Initially, the focus lay on representing the female portrait in a more traditional style using black ink and a selection of brown tone, white and black chalk pencils [Fig. 1]. The aim here was to relate my images to traditional art using medium but modernise it with the use of minimal line work and the obstruction of the eyes. The success of these images relies on how easily they can be communicated to a larger audience. It appears that by removing the females gaze, the question of her being the "Surveyor" or the "Surveyed" [] is overruled. Hence in that sense it is successful. However, it does raise a lot more questions which I hadnt previously addressed. For example, does removing the womans eyes give her more or less power?

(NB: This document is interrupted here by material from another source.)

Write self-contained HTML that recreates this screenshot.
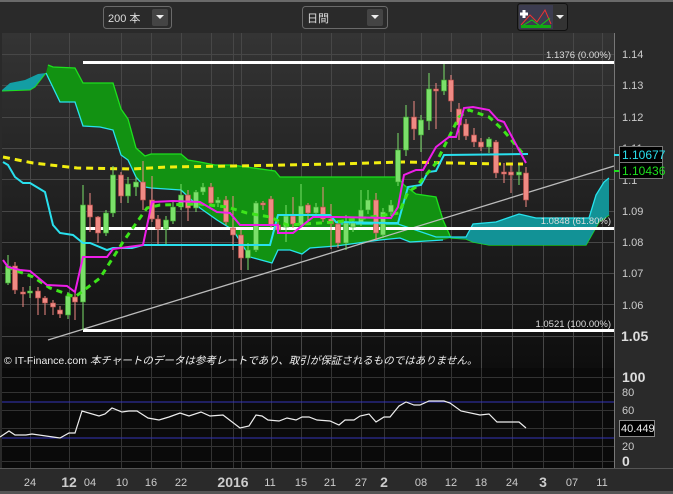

The artists has chosen to no longer give her control of her gaze.
The collage
[Fig. 2] is again a more obvious was of depicting the gaze. The eyes
are drawn in to look at the female figure, whom herself possesses no
gaze. She is but an object to be admired. The overly obvious tone of
this image presents the viewer to consider why it is seemingly
conforming to the concept of the male gaze in such a brash manner.
Notes:
Mulvey’s quote "The presence of a woman is an indispensable element of spectacle in normal narrative film, yet her visual presence tends to work against the development of the story line, tor freeze the flow of action in moments of erotic contemplation." [1972].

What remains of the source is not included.